Relations between Eritrea and Ethiopia are historically adversarial. Eritrea gained independence from Ethiopia in 1993 after the Eritrean War of Independence, after which relations were cordial. Since independence Eritrea's relationship with Ethiopia was entirely political, especially in the resuscitation and expansion of IGAD's scope. However, the 1998 Eritrean–Ethiopian War marked a turning point, and their relationship became increasingly hostile.

Upon the selection of Abiy Ahmed as Ethiopian Prime Minister, a peace agreement was forged, and ties between the neighbouring countries were re-established on 9 July 2018. The alliance between the two countries has been strengthened since then, with Eritrean troops reportedly assisting the Ethiopian Army in the Tigray Conflict in 2020.

Country comparison

Diplomatic-political relations

History 
While Ethiopia remained independent during the colonial conquests of Africa, Italy created a colony called Eritrea around Asmara in the 19th century. After World War II and Italy's defeat, Britain occupied Eritrea. Eritrea was then federated with Ethiopia in 1952 by the ratification of UN General Assembly Resolution 390, which ignored the independence desires of the Eritrean people.

In the late 1950s, Eritreans began organising an armed rebellion from their base in Cairo. In 1962, Ethiopian Emperor Haile Selassie unilaterally dissolved the federation and annexed Eritrea, triggering a war that would last three decades.

Eritrea seceded from Ethiopia through their war of independence  (1961-1991). Eritrea's independence was formally recognised when it was admitted into the UN after a referendum in 1993.

In December 2000, Eritrea and Ethiopia signed a peace treaty ending their war and created a pair of binding judicial commissions, the Eritrea-Ethiopia Border Commission and the Eritrean-Ethiopian Claims Commission,  to rule on their disputed border and related claims. In April 2002 The Commission released its decision (with a clarification in 2003). Disagreements following the war have resulted in stalemate punctuated by periods of elevated tension and renewed threats of war. Since these decisions Ethiopia has refused to permit the physical demarcation of the border while Eritrea insists the border must be demarcated as defined by the commission. Consequently, the Boundary Commission ruled boundary as virtually demarcated and effective.

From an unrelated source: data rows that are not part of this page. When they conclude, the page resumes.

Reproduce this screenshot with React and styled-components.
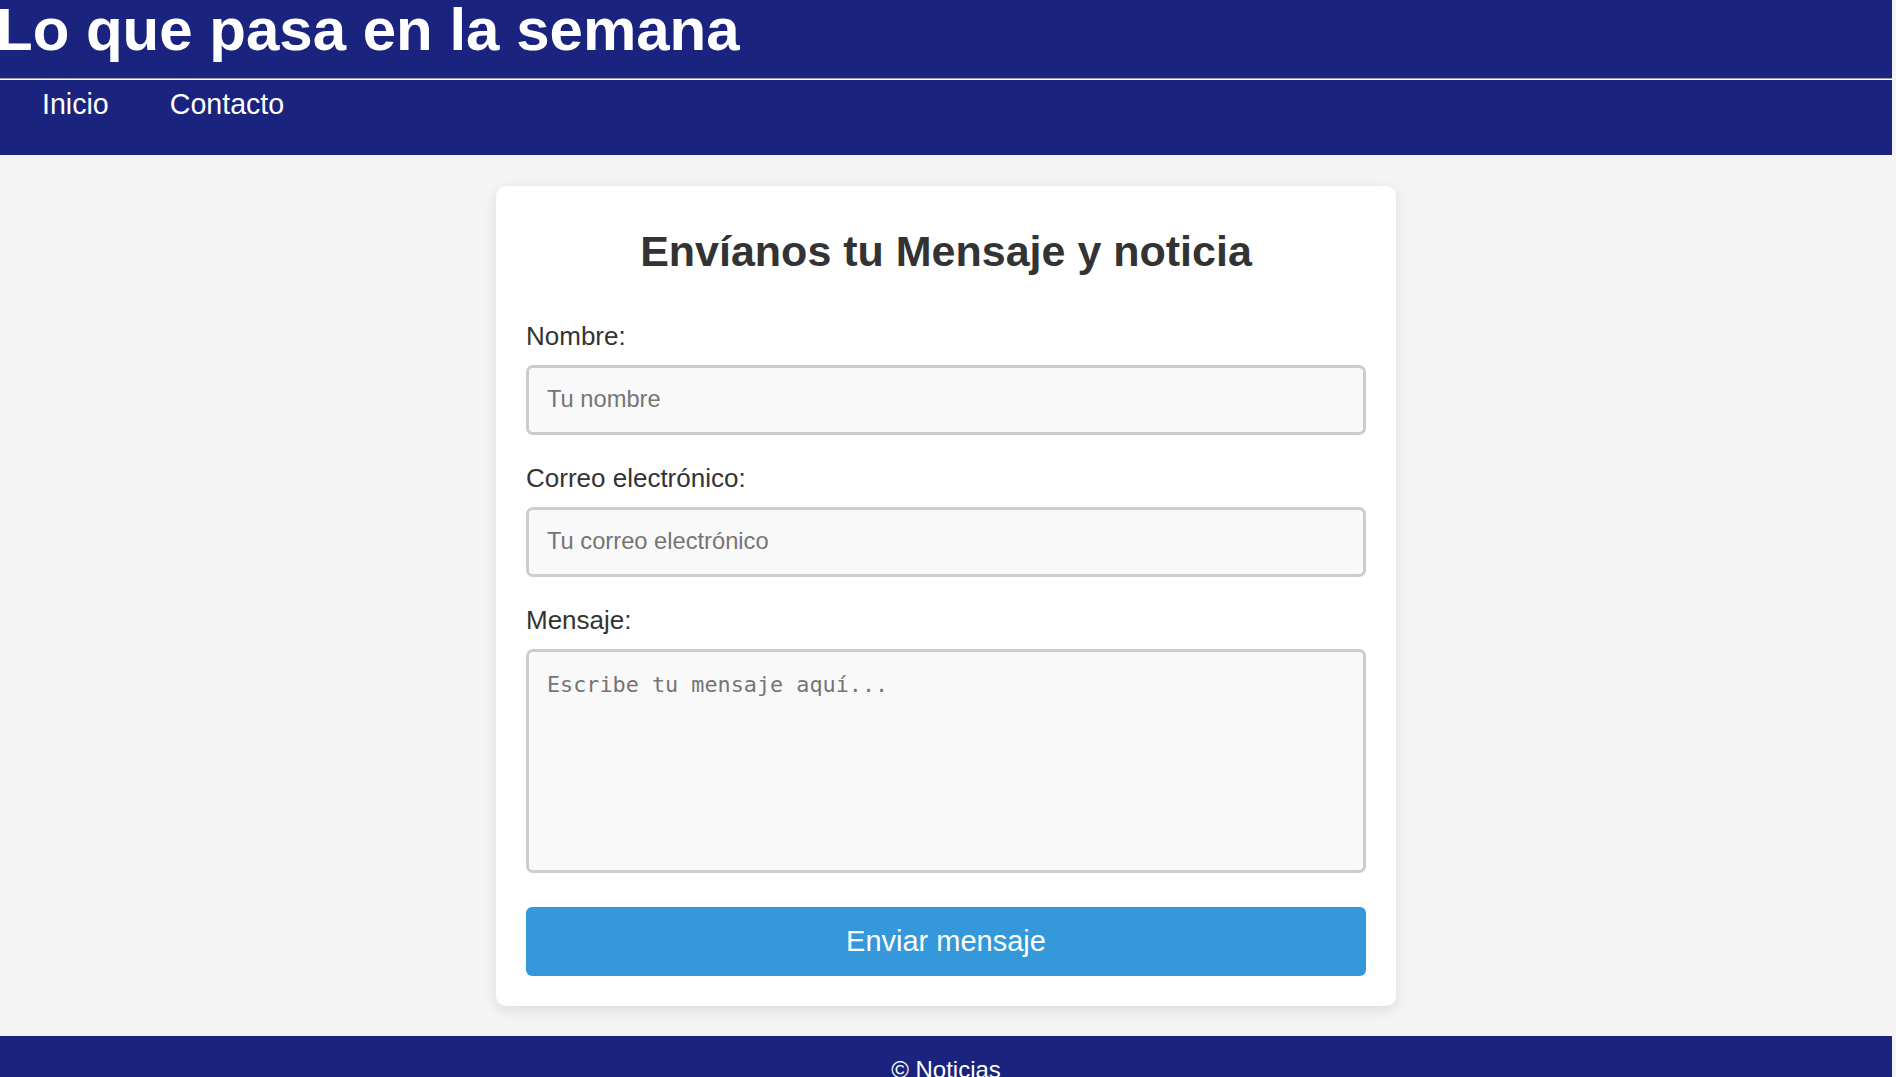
import React from "react";
import styled, { createGlobalStyle } from "styled-components";

const GlobalStyle = createGlobalStyle`
  html, body {
    margin: 0;
    padding: 0;
    background: #f4f4f4;
    font-family: "Liberation Sans", Arial, sans-serif;
  }
  * { box-sizing: border-box; }
`;

const Page = styled.div`
  margin-right: 4px;
  overflow: hidden;
`;

const Header = styled.header`
  background: #1a237e;
  color: #fff;
  height: 155px;
  overflow: hidden;
`;

const Title = styled.h1`
  margin: -4px 0 0 -4px;
  font-size: 60px;
  font-weight: bold;
  line-height: 67px;
  white-space: nowrap;
`;

const Divider = styled.hr`
  margin: 15px 0 0;
  border: 0;
  border-top: 1px solid #9a9ab0;
  border-bottom: 1px solid #ffffff;
  height: 0;
`;

const NavList = styled.ul`
  list-style: none;
  display: flex;
  gap: 61px;
  margin: 8px 0 0;
  padding: 0 0 0 42px;
`;

const NavLink = styled.a`
  color: #fff;
  text-decoration: none;
  font-size: 28.6px;
  line-height: 32px;
`;

const Main = styled.main`
  padding: 31px 0 30px;
`;

const Card = styled.section`
  width: 900px;
  margin: 0 auto;
  background: #fff;
  border-radius: 10px;
  padding: 30px;
  box-shadow: 0 4px 14px rgba(0, 0, 0, 0.1);
`;

const Heading = styled.h2`
  margin: 11px 0 45px;
  text-align: center;
  color: #333;
  font-size: 43px;
  line-height: 49px;
  font-weight: bold;
`;

const Form = styled.form`
  display: flex;
  flex-direction: column;
`;

const Field = styled.div`
  display: flex;
  flex-direction: column;
  margin-bottom: ${(p) => (p.$last ? "34px" : "28.5px")};
`;

const Label = styled.label`
  color: #333;
  font-size: 26px;
  line-height: 30px;
  margin-bottom: 13.5px;
`;

const fieldBase = `
  width: 100%;
  display: block;
  background: #f9f9f9;
  border: 3px solid #cccccc;
  border-radius: 7px;
  color: #333;
  outline: none;
  &::placeholder { color: #757575; opacity: 1; }
`;

const Input = styled.input`
  ${fieldBase}
  height: 70px;
  padding: 0 18px;
  font-family: "Liberation Sans", Arial, sans-serif;
  font-size: 23.7px;
`;

const TextArea = styled.textarea`
  ${fieldBase}
  height: 224px;
  padding: 20px 18px;
  resize: none;
  font-family: "DejaVu Sans Mono", monospace;
  font-size: 21.8px;
`;

const Button = styled.button`
  height: 69px;
  border: 0;
  border-radius: 6px;
  background: #3498db;
  color: #fff;
  font-family: "Liberation Sans", Arial, sans-serif;
  font-size: 29px;
  cursor: pointer;
`;

const Footer = styled.footer`
  background: #1a237e;
  color: #fff;
  text-align: center;
  padding: 20px 0;
  font-size: 24px;
  line-height: 28px;
`;

export default function App() {
  return (
    <Page>
      <GlobalStyle />
      <Header>
        <Title>Lo que pasa en la semana</Title>
        <Divider />
        <nav>
          <NavList>
            <li><NavLink href="#">Inicio</NavLink></li>
            <li><NavLink href="#">Contacto</NavLink></li>
          </NavList>
        </nav>
      </Header>
      <Main>
        <Card>
          <Heading>Envíanos tu Mensaje y noticia</Heading>
          <Form onSubmit={(e) => e.preventDefault()}>
            <Field>
              <Label htmlFor="nombre">Nombre:</Label>
              <Input id="nombre" type="text" placeholder="Tu nombre" />
            </Field>
            <Field>
              <Label htmlFor="correo">Correo electrónico:</Label>
              <Input id="correo" type="email" placeholder="Tu correo electrónico" />
            </Field>
            <Field $last>
              <Label htmlFor="mensaje">Mensaje:</Label>
              <TextArea id="mensaje" placeholder="Escribe tu mensaje aquí..." />
            </Field>
            <Button type="submit">Enviar mensaje</Button>
          </Form>
        </Card>
      </Main>
      <Footer>© Noticias</Footer>
    </Page>
  );
}
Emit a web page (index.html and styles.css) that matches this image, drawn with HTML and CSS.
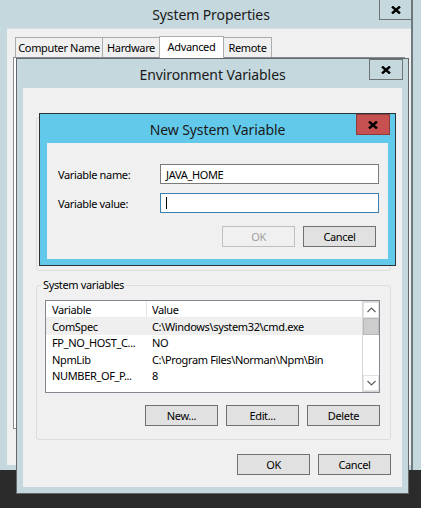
FILE: index.html
```html
<!DOCTYPE html>
<html>
<head>
<meta charset="utf-8">
<title>New System Variable</title>
<link rel="stylesheet" href="styles.css">
</head>
<body>
<div class="desk">
  <div class="backwin"></div>

  <div class="win sys">
    <div class="titlebar">System Properties</div>
    <div class="close">
      <svg width="10" height="8" viewBox="0 0 10 8"><path d="M1 0.5 L9 7.5 M9 0.5 L1 7.5" stroke="#000" stroke-width="2.4" fill="none"/></svg>
    </div>
    <div class="client sys-client">
      <div class="tabs">
        <div class="tab w-cn">Computer Name</div>
        <div class="tab w-hw">Hardware</div>
        <div class="tab sel w-adv">Advanced</div>
        <div class="tab w-rem">Remote</div>
      </div>
      <div class="tabpanel"></div>
    </div>
  </div>

  <div class="win env">
    <div class="titlebar">Environment Variables</div>
    <div class="close">
      <svg width="10" height="8" viewBox="0 0 10 8"><path d="M1 0.5 L9 7.5 M9 0.5 L1 7.5" stroke="#000" stroke-width="2.4" fill="none"/></svg>
    </div>
    <div class="client env-client">
      <fieldset class="group user-group">
        <legend>User variables for Administrator</legend>
      </fieldset>
      <fieldset class="group sys-group">
        <legend>System variables</legend>
        <div class="list">
          <div class="list-main">
            <div class="lrow head">
              <div class="c1">Variable</div>
              <div class="c2">Value</div>
            </div>
            <div class="lrow hl"><div class="c1">ComSpec</div><div class="c2">C:\Windows\system32\cmd.exe</div></div>
            <div class="lrow"><div class="c1">FP_NO_HOST_C...</div><div class="c2">NO</div></div>
            <div class="lrow"><div class="c1">NpmLib</div><div class="c2">C:\Program Files\Norman\Npm\Bin</div></div>
            <div class="lrow"><div class="c1">NUMBER_OF_P...</div><div class="c2">8</div></div>
          </div>
          <div class="vscroll">
            <div class="arrow">
              <svg width="9" height="6" viewBox="0 0 9 6"><path d="M0.5 5 L4.5 1 L8.5 5" stroke="#606060" stroke-width="1.2" fill="none"/></svg>
            </div>
            <div class="thumb"></div>
            <div class="track"></div>
            <div class="arrow">
              <svg width="9" height="6" viewBox="0 0 9 6"><path d="M0.5 1 L4.5 5 L8.5 1" stroke="#606060" stroke-width="1.2" fill="none"/></svg>
            </div>
          </div>
        </div>
        <div class="btnrow group-btns">
          <div class="btn">New...</div>
          <div class="btn">Edit...</div>
          <div class="btn">Delete</div>
        </div>
      </fieldset>
      <div class="btnrow env-btns">
        <div class="btn">OK</div>
        <div class="btn">Cancel</div>
      </div>
    </div>
  </div>

  <div class="win newvar">
    <div class="titlebar">New System Variable</div>
    <div class="close red">
      <svg width="10" height="8" viewBox="0 0 10 8"><path d="M1 0.5 L9 7.5 M9 0.5 L1 7.5" stroke="#000" stroke-width="2.4" fill="none"/></svg>
    </div>
    <div class="client nv-client">
      <div class="form">
        <div class="lbl">Variable name:</div>
        <div class="field">JAVA_HOME</div>
        <div class="lbl">Variable value:</div>
        <div class="field focus"><span class="caret"></span></div>
      </div>
      <div class="btnrow nv-btns">
        <div class="btn disabled">OK</div>
        <div class="btn">Cancel</div>
      </div>
    </div>
  </div>
</div>
</body>
</html>
```

FILE: styles.css
```css
* { box-sizing: border-box; }
html, body {
  margin: 0;
  padding: 0;
}
body {
  background: #2b2b2b;
  font-family: "Noto Sans", "Open Sans", sans-serif;
  font-size: 11px;
  letter-spacing: -0.35px;
  color: #000;
  width: 421px;
  height: 508px;
  overflow: hidden;
}
.desk {
  position: relative;
  width: 421px;
  height: 508px;
}
.backwin {
  position: absolute;
  left: 0;
  top: 0;
  width: 421px;
  height: 470px;
  background: #c4d8de;
}

/* generic window */
.win {
  position: absolute;
  background: #c4d8de;
  display: flex;
  flex-direction: column;
}
.titlebar {
  display: flex;
  align-items: center;
  justify-content: center;
  font-size: 14px;
  letter-spacing: -0.1px;
  color: #1a1a1a;
  flex: none;
  white-space: nowrap;
}
.client {
  background: #f0f0f0;
  flex: 1;
}
.close {
  position: absolute;
  top: 1px;
  width: 34px;
  height: 21px;
  border: 1px solid #6e7476;
  display: flex;
  align-items: center;
  justify-content: center;
}
.close.red {
  background: #c75050;
  border-color: #8e3a3a;
}

/* System Properties */
.sys {
  left: 0;
  top: 0;
  width: 413px;
  height: 470px;
  border-right: 2px solid #6f7a7e;
  padding: 0 0 5px 7px;
}
.sys .titlebar { height: 28px; padding-left: 4px; }
.sys .close { top: -1px; right: -2px; }
.sys-client {
  border-top: 1px solid #d5dde0;
  display: flex;
  flex-direction: column;
  padding: 7px 0 0 6px;
}
.tabs {
  display: flex;
  align-items: flex-end;
  margin-left: 2px;
  height: 22px;
  position: relative;
  z-index: 1;
  margin-bottom: -1px;
}
.tab {
  height: 20px;
  border: 1px solid #adadad;
  border-bottom: none;
  background: #f0f0f0;
  display: flex;
  align-items: center;
  justify-content: center;
  margin-right: -1px;
  margin-bottom: 1px;
  white-space: nowrap;
}
.tab.sel {
  height: 22px;
  background: #fff;
  margin-bottom: 0;
  padding-bottom: 3px;
}
.w-cn { width: 88px; }
.w-hw { width: 58px; }
.w-adv { width: 65px; }
.w-rem { width: 49px; }
.tabpanel {
  width: 392px;
  height: 372px;
  border: 1px solid #898c95;
  background: #fff;
}

/* Environment Variables */
.env {
  left: 16px;
  top: 58px;
  width: 393px;
  height: 436px;
  border: 1px solid #62686b;
  padding: 0 6px 6px 6px;
}
.env .titlebar { height: 29px; padding-top: 1px; }
.env .close { right: 5px; top: 0; }
.env-client {
  display: flex;
  flex-direction: column;
  padding: 21px 11px 0 13px;
}
.group {
  margin: 0;
  border: 1px solid #dcdcdc;
  border-radius: 3px;
  padding: 0 10px 0 8px;
  min-width: 0;
}
.group legend {
  padding: 0 2px;
  margin-left: -4px;
  line-height: 16px;
  height: 16px;
  white-space: nowrap;
}
.user-group { height: 162px; }
.sys-group {
  margin-top: 6px;
  height: 163px;
  padding-top: 7px;
}

.list {
  height: 93px;
  border: 1px solid #828790;
  background: #fff;
  display: flex;
}
.list-main {
  flex: 1;
  overflow: hidden;
}
.lrow {
  display: flex;
  height: 16.5px;
  align-items: center;
  white-space: nowrap;
}
.lrow .c1 { width: 101px; padding-left: 6px; }
.lrow .c2 { padding-left: 5px; }
.lrow.head {
  height: 17px;
  border-bottom: 1px solid #ececec;
}
.lrow.head .c1 { border-right: 1px solid #e5e5e5; height: 100%; display: flex; align-items: center; }
.lrow.hl { background: #efefef; }
.vscroll {
  width: 17px;
  flex: none;
  display: flex;
  flex-direction: column;
  border: 1px solid #d6d6d6;
  border-right: none;
  background: #fff;
}
.arrow {
  height: 16px;
  flex: none;
  display: flex;
  align-items: center;
  justify-content: center;
  border: 1px solid #e2e2e2;
}
.thumb {
  height: 17px;
  flex: none;
  background: #cdcdcd;
  border: 1px solid #b8b8b8;
}
.track { flex: 1; background: #fff; }

.btnrow {
  display: flex;
  justify-content: flex-end;
  gap: 8px;
}
.btn {
  width: 73px;
  height: 21px;
  border: 1px solid #707070;
  background: #e1e1e1;
  display: flex;
  align-items: center;
  justify-content: center;
}
.btn.disabled {
  border-color: #bfbfbf;
  background: #f0f0f0;
  color: #a0a0a0;
}
.group-btns { margin-top: 12px; }
.env-btns { margin-top: 14px; }

/* New System Variable */
.newvar {
  left: 39px;
  top: 113px;
  width: 357px;
  height: 153px;
  border: 1px solid #2d3236;
  background: #62c9ea;
  padding: 0 7px 6px 7px;
}
.newvar .titlebar { height: 29px; padding-top: 1px; }
.newvar .close { right: 5px; top: 0; }
.nv-client {
  padding: 21px 12px 0 11px;
  display: flex;
  flex-direction: column;
}
.form {
  display: grid;
  grid-template-columns: 102px 219px;
  row-gap: 9px;
  align-items: center;
}
.field {
  height: 20px;
  border: 1px solid #7a7a7a;
  background: #fff;
  padding-left: 5px;
  display: flex;
  align-items: center;
}
.field.focus { border-color: #3c7fb1; }
.caret {
  width: 1px;
  height: 12px;
  background: #000;
}
.nv-btns { margin-top: 13px; }
```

Eritrea maintains a military force on its border with Ethiopia roughly equal in size to Ethiopia's force, which has required a general mobilization of a significant portion of the population. Eritrea has viewed this border dispute as an existential threat to itself in particular and the African Union in general, because it deals with the supremacy of colonial boundaries in Africa. Since the border conflict Ethiopia no longer uses Eritrean ports for its trade.

During the border conflict and since, Ethiopia has fostered militants against Eritrea (including ethnic separatists and religiously based organizations). Eritrea has retaliated by hosting militant groups against Ethiopia as well. The United Nations Security Council argues that Eritrea and Ethiopia have expanded their dispute to a second theater, Somalia.

In March 2012, Ethiopia attacked Eritrean army outposts along the border. Addis Ababa said the assault was in retaliation for the training and support given by Asmara to subversives while Eritrea said the U.S. knew of the attacks, an accusation denied by US officials.

Abiy Ahmed premiership 
At a summit on 8 July 2018 in Asmara, Eritrean President Isaias Afewerki and Ethiopian Prime Minister Abiy Ahmed pledged to restore diplomatic relations and open their borders to each other. The next day, they signed a joint declaration formally ending the Eritrean–Ethiopian border conflict. Another peace agreement was signed in Jeddah, Saudi Arabia on 16 September later that year.

In September 2018, the increased close contacts of senior leadership in the Eritrea–Ethiopia relationship extended to the Tripartite Agreement that also included Somalia. Martin Plaut suggested that during a January 2020 trilateral meeting and bilateral Eritrea–Ethiopia visits in 2020, the leaders of the three countries discussed plans for the Tigray War prior to its official start with the 4 November 2020 Northern Command attacks.

Resident diplomatic missions 

 Eritrea has an embassy in Addis Ababa.
 Ethiopia has an embassy in Asmara.

Societal and cultural relations

Ethiopian-Eritreans Community Organizations and the Habesha Community
Throughout the Ethiopian-Eritrean Diaspora, there have been many multi-ethnic and bi-national origin community organizations founded by and for Eritreans and Ethiopians to foster good relationships, promote and express cultural commonalities well before diplomatic ties between the two countries's governments were ever restored. A majority of these organizations are found on college/university campuses throughout the United States, Canada, and other parts of the Ethiopian-Eritrean Diaspora.